Es lástima que al viejo Cambó no lo lee nadie, y menos que nadie sus hijos putativos, los catalanistas, que en eso de la alergia a la letra impresa se acreditan tan españoles y tan castizos como el resto de sus compatriotas. De ahí la cómica peripecia de cierto joven doctorando en Historia Contemporánea. El que permanecería encerrado durante más medio año en la Filmoteca de la Generalidad rodeado de extraños artilugios ópticos, cachivaches de ignota utilidad que desafiaban la imaginación de todos los funcionarios de la casa.

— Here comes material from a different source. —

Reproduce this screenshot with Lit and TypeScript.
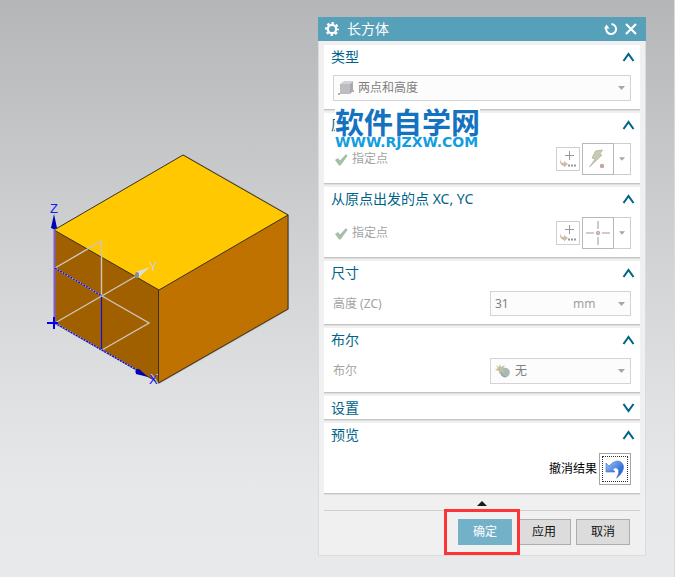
import { LitElement, html, svg, css, nothing, type TemplateResult } from "lit";
import { customElement, property, state } from "lit/decorators.js";

const FONT = css`"Noto Sans", "Noto Sans CJK SC", sans-serif`;

/* ---------- 3D viewport with the block preview ---------- */
@customElement("model-view")
class ModelView extends LitElement {
  static styles = css`
    :host { display: block; min-width: 0; }
    svg { display: block; width: 100%; height: auto; }
    .edge { stroke: #3a3020; stroke-width: 1; fill: none; }
    .halo { stroke: #a9a9a9; stroke-width: 2; fill: none; }
    .top { fill: #ffc800; }
    .front { fill: #a06000; }
    .side { fill: #c07200; }
    .pale { stroke: #cdc6bd; stroke-width: 1.4; fill: none; }
    .axis { stroke: #1010d8; stroke-width: 1.2; fill: none; }
    .dash { stroke: #0a0af0; stroke-width: 1.4; stroke-dasharray: 2 1; fill: none; }
    .zline { stroke: #7b5fd0; stroke-width: 2; }
    .origin { stroke: #0000f0; stroke-width: 2; }
    .cone { fill: #0000b4; }
    .grey-cone { fill: #dcdcdc; }
    .cone-base { fill: #8c8c8c; }
    text { font: 13px "Liberation Sans", sans-serif; }
    .blue { fill: #1414ff; }
    .grey { fill: #cfcfcf; }
  `;
  render() {
    return html`
      <svg viewBox="0 0 318 420" role="img" aria-label="长方体预览">
        ${svg`
          <path class="halo" d="M183 155L288 215V309L159 383"/>
          <path class="top" d="M54 230L183 155L288 215L159 290Z"/>
          <path class="front" d="M54 230L159 290V383L54 323Z"/>
          <path class="side" d="M159 290L288 215V309L159 383Z"/>
          <path class="edge" d="M54 230L183 155L288 215L159 290ZM158.500 290V383L288 309V215M54 323L159 383"/>
          <path class="zline" d="M54.500 228V323"/>
          <path class="pale" d="M55 268L101.500 241V296M55 323L138 275M102 296L149 323L102 350"/>
          <path class="axis" d="M101.500 297V350"/>
          <path class="pale" d="M55 268L102 296M55 323L140 372"/>
          <path class="dash" d="M55 268L102 296M55 323L140 372"/>
          <path class="origin" d="M47 323H58M54 317V329"/>
          <path class="cone" d="M54 214L57 228Q54 230 51 228Z"/>
          <path class="cone" d="M148 377L139 369Q134 369 136 374Z"/>
          <path class="grey-cone" d="M150 267L136 272L138 278Z"/>
          <ellipse class="cone-base" cx="137" cy="275" rx="2" ry="3"/>
          <text class="blue" x="50" y="213">Z</text>
          <text class="grey" x="149" y="271">Y</text>
          <text class="grey" x="150" y="383">X</text>
          <text class="blue" x="149" y="384">X</text>
        `}
      </svg>`;
  }
}

/* ---------- collapsible group of the dialog ---------- */
@customElement("dialog-group")
class DialogGroup extends LitElement {
  @property() heading = "";
  @property({ type: Boolean, reflect: true }) open = false;
  static styles = css`
    :host {
      display: block; position: relative; background: #fff;
      border-bottom: 1px solid #c4c4c4; box-shadow: 0 1px 0 #dedede;
    }
    .head { display: flex; align-items: center; justify-content: space-between; height: 23px; padding: 0 5px 0 7px; box-sizing: border-box; }
    h2 { margin: 0; font: 14px/22px ${FONT}; color: #00648a; }
    .toggle { display: flex; padding: 0; border: 0; background: none; cursor: pointer; }
    .toggle path { fill: none; stroke: #00648a; stroke-width: 2.1; }
    .body { padding: 7px 9px 8px; }
  `;
  render() {
    return html`
      <div class="head">
        <h2>${this.heading}</h2>
        <button class="toggle" aria-label=${this.heading} aria-expanded=${this.open} @click=${() => (this.open = !this.open)}>
          <svg width="13" height="12" viewBox="0 0 13 12">
            ${this.open ? svg`<path d="M1.500 10L6.500 3L11.500 10"/>` : svg`<path d="M1.500 2L6.500 9L11.500 2"/>`}
          </svg>
        </button>
      </div>
      ${this.open ? html`<div class="body"><slot></slot></div>` : nothing}`;
  }
}

const gear = html`<svg width="16" height="16" viewBox="0 0 16 16">
  <circle cx="8" cy="8" r="6" fill="none" stroke="#fff" stroke-width="2" stroke-dasharray="2.500 2.212" stroke-dashoffset="1.250"/>
  <circle cx="8" cy="8" r="4.200" fill="none" stroke="#fff" stroke-width="2.200"/></svg>`;
const resetIcon = html`<svg width="14" height="14" viewBox="0 0 14 14">
  <path d="M7.500 2A5 5 0 1 1 2.200 6" fill="none" stroke="#fff" stroke-width="2"/>
  <path d="M0 6.500L2.500 2.500L5.500 6.500Z" fill="#fff"/></svg>`;
const closeIcon = html`<svg width="12" height="12" viewBox="0 0 12 12">
  <path d="M1 1L11 11M11 1L1 11" stroke="#fff" stroke-width="2.200"/></svg>`;
const cubeIcon = html`<svg width="16" height="16" viewBox="0 0 16 16">
  <path d="M2 4L6 1H15L12 4Z" fill="#d2d2d6"/><path d="M2 4H12V14H2Z" fill="#bcbcc1"/><path d="M12 4L15 1V11L12 14Z" fill="#a8a8ad"/>
  <path d="M0 13h2v2h-2zM14 10h2v2h-2z" fill="#cfa3a0"/></svg>`;
const checkIcon = html`<svg width="13" height="13" viewBox="0 0 13 13">
  <path d="M0 7L3 5L5 7.500L11 1L12.500 3L5.500 12.500H4Z" fill="#a3bfa9"/></svg>`;
const pointDialogIcon = html`<svg width="18" height="18" viewBox="0 0 18 18">
  <path d="M10.500 1V10M6 5.500H15" stroke="#999" stroke-width="1"/>
  <path d="M1 8Q1 13 5 13V11L9 14L5 17.500V16Q0 15 1 8Z" fill="#cdbda6"/>
  <path d="M9 15.500h2M12 15.500h2M15 15.500h2" stroke="#999" stroke-width="2"/></svg>`;
const boltIcon = html`<svg width="20" height="22" viewBox="0 0 20 22">
  <path d="M7.500 3L14.500 2L11.500 6.500L14 7L1.500 19L7 11L4 10Z" fill="#cbcab5" stroke="#b3b3a6" stroke-width=".8"/>
  <circle cx="14" cy="18" r="2.200" fill="#c9a2a4"/></svg>`;
const crossIcon = html`<svg width="24" height="24" viewBox="0 0 24 24">
  <path d="M12 0V8M12 16V24M0 12H8M16 12H24" stroke="#bdbdbd" stroke-width="1.600"/>
  <circle cx="12" cy="12" r="1.800" fill="#d9b8b8" stroke="#b79a9a" stroke-width=".8"/></svg>`;
const unionIcon = html`<svg width="16" height="14" viewBox="0 0 16 14">
  <circle cx="10" cy="8.500" r="4.800" fill="#a9b9b6"/><path d="M5.500 7Q6 12.500 11 13" stroke="#8b9c98" fill="none"/>
  <path d="M5 0L6 3L10 1L8 5L10 8L6 8L4 10L4 7L0 6L3 4L1 1L4 3Z" fill="#c3c0a2"/></svg>`;
const undoIcon = html`<svg width="20" height="19" viewBox="0 0 20 19">
  <defs><linearGradient id="u" x1="0" y1="0" x2="1" y2="1"><stop offset="0" stop-color="#a9c8f8"/><stop offset=".6" stop-color="#3b78dd"/><stop offset="1" stop-color="#2050c0"/></linearGradient></defs>
  <path d="M1 3V12H10L7.500 9Q11 6.500 13 9Q15 12 11.500 18Q19 12.500 18.500 6Q17 1 12 1Q8 1.500 4 6Z" fill="url(#u)" stroke="#3a6fd0" stroke-width=".6"/></svg>`;
const arrow = html`<svg class="arrow" width="7" height="4" viewBox="0 0 7 4"><path d="M0 0H7L3.500 4Z" fill="#a6a6a6"/></svg>`;

@customElement("app-root")
class AppRoot extends LitElement {
  @state() private height = "31";

  static styles = css`
    :host {
      display: grid; grid-template-columns: minmax(0, 318fr) minmax(300px, 328fr); align-items: start;
      min-height: 100vh; box-sizing: border-box; padding-right: 28px; border-right: 1px solid #d9d9d9;
      background: linear-gradient(#b5b6b8, #d0d1d3 42%, #dfe0e2 68%, #e6e8ea 85%, #e8e9eb);
      font: 12px/18px ${FONT}; color: #000;
    }
    button, input, select { font: inherit; color: inherit; margin: 0; box-sizing: border-box; border-radius: 0; }
    svg { display: block; flex: none; }
    .dialog { margin-top: 17px; background: #f0f0f0; border: 1px solid #dcdcdc; border-top: 0; box-sizing: border-box; }
    .title { display: flex; align-items: center; gap: 7px; height: 24px; margin: 0 -1px; padding: 0 9px 0 6px; background: #56a0b9; color: #fff; }
    .title h1 { flex: 1; margin: 0; font: 14px/24px ${FONT}; }
    .title button { display: flex; padding: 0; border: 0; background: none; }
    .groups { display: flex; flex-direction: column; gap: 3px; padding: 4px 5px 0; }
    .row { display: flex; align-items: center; color: #a3a3a3; }
    .row label, .row .label { flex: 1; }
    .field { position: relative; display: flex; align-items: center; width: 141px; height: 26px; box-sizing: border-box; border: 1px solid #d4d4d4; background: #fcfcfc; color: #808080; }
    .field.wide { width: 100%; }
    .field.entry { height: 25px; }
    .field select, .field input { appearance: none; width: 100%; height: 100%; min-width: 0; border: 0; background: none; padding: 0 4px; opacity: 1; }
    .field .with-icon { padding-left: 24px; }
    .field .unit { width: 57px; flex: none; color: #a0a0a0; padding: 0; }
    .field .icon { position: absolute; left: 4px; }
    .field .arrow { position: absolute; right: 5px; pointer-events: none; }
    .point { height: 32px; }
    .point .label { display: flex; align-items: center; gap: 4px; padding-left: 2px; }
    .tool { display: flex; align-items: center; justify-content: center; padding: 0; background: #fff; border: 1px solid #cfcfcf; }
    .small { width: 24px; height: 24px; margin-right: 2px; }
    .big { width: 32px; height: 32px; border-color: #b8b8b8; }
    .drop { width: 17px; height: 32px; border-left: 0; }
    .drop .arrow { width: 6px; }
    .preview { justify-content: flex-end; gap: 2px; color: #000; }
    .undo { width: 32px; height: 32px; padding: 2px; background: #fff; border: 1px solid #a6a6a6; }
    .undo span { display: flex; align-items: center; justify-content: center; height: 26px; border: 1px dotted #333; box-sizing: border-box; }
    .mark { position: absolute; left: 11px; top: -7px; background: #fff; white-space: nowrap; }
    .mark-name { font: bold 29px/30px "Noto Sans CJK SC", sans-serif; color: #1472bf; }
    .mark-site { font: bold 14px/13px "DejaVu Sans", sans-serif; color: #119de0; }
    .more { display: flex; justify-content: center; margin: 0 5px; padding: 7px 0 4px; border: 0; border-bottom: 1px solid #d0d0d0; }
    .actions { display: flex; justify-content: flex-end; gap: 5px; padding: 8px 15px 10px; }
    .actions button { width: 54px; height: 26px; padding: 0; background: #dcdcdc; border: 1px solid #adadad; color: #111; }
    .primary-wrap { position: relative; display: flex; }
    .actions .primary { background: #73b1c8; border-color: #73b1c8; color: #fff; }
    .primary-wrap::after { content: ""; position: absolute; inset: -10px -8px -10px -14px; border: 3px solid #fb3436; z-index: 1; pointer-events: none; }
  `;

  private pointRow(icon: TemplateResult) {
    return html`<div class="row point">
      <span class="label">${checkIcon}指定点</span>
      <button class="tool small" aria-label="点对话框">${pointDialogIcon}</button>
      <button class="tool big" aria-label="指定点">${icon}</button>
      <button class="tool drop" aria-label="点类型">${arrow}</button>
    </div>`;
  }

  render() {
    return html`
      <model-view></model-view>
      <section class="dialog" role="dialog" aria-label="长方体">
        <header class="title">
          ${gear}<h1>长方体</h1>
          <button aria-label="重置">${resetIcon}</button>
          <button aria-label="关闭">${closeIcon}</button>
        </header>
        <div class="groups">
          <dialog-group heading="类型" open>
            <div class="field wide">
              <span class="icon">${cubeIcon}</span>
              <select class="with-icon" aria-label="类型"><option>两点和高度</option></select>${arrow}
            </div>
          </dialog-group>
          <dialog-group heading="原点" open>
            ${this.pointRow(boltIcon)}
            <div class="mark"><div class="mark-name">软件自学网</div><div class="mark-site">WWW.RJZXW.COM</div></div>
          </dialog-group>
          <dialog-group heading="从原点出发的点 XC, YC" open>${this.pointRow(crossIcon)}</dialog-group>
          <dialog-group heading="尺寸" open>
            <div class="row">
              <label for="height">高度 (ZC)</label>
              <div class="field entry">
                <input id="height" .value=${this.height} @input=${(e: Event) => (this.height = (e.target as HTMLInputElement).value)} />
                <select class="unit" aria-label="单位"><option>mm</option></select>${arrow}
              </div>
            </div>
          </dialog-group>
          <dialog-group heading="布尔" open>
            <div class="row">
              <label for="bool">布尔</label>
              <div class="field">
                <span class="icon">${unionIcon}</span>
                <select id="bool" class="with-icon"><option>无</option></select>${arrow}
              </div>
            </div>
          </dialog-group>
          <dialog-group heading="设置"></dialog-group>
          <dialog-group heading="预览" open>
            <div class="row preview">
              <span id="undo-label">撤消结果</span>
              <button class="undo" aria-labelledby="undo-label"><span>${undoIcon}</span></button>
            </div>
          </dialog-group>
        </div>
        <div class="more"><svg width="10" height="5" viewBox="0 0 10 5"><path d="M0 5L5 0L10 5Z" fill="#1a1a1a"/></svg></div>
        <footer class="actions">
          <span class="primary-wrap"><button class="primary">确定</button></span>
          <button>应用</button>
          <button>取消</button>
        </footer>
      </section>`;
  }
}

El que por todo comentario se limitaba a pedir que le proyectasen una y otra vez todas aquellas viejas cintas, las que contenían el testimonio gráfico de las visitas de Franco a Cataluña. El mismo que una mañana anunció que no volvería nunca más, ya que había renunciado a continuar con su tesis. ¿El motivo? No acertó a descubrir ni un sólo trucaje técnico en las películas del No-Do. Él juraba no entenderlo, pero todo, las panorámicas de masas, aquellos fotogramas intolerables plagados de decenas de miles de catalanes aclamando entregados al dictador, todo era auténtico. Desoladoramente auténtico.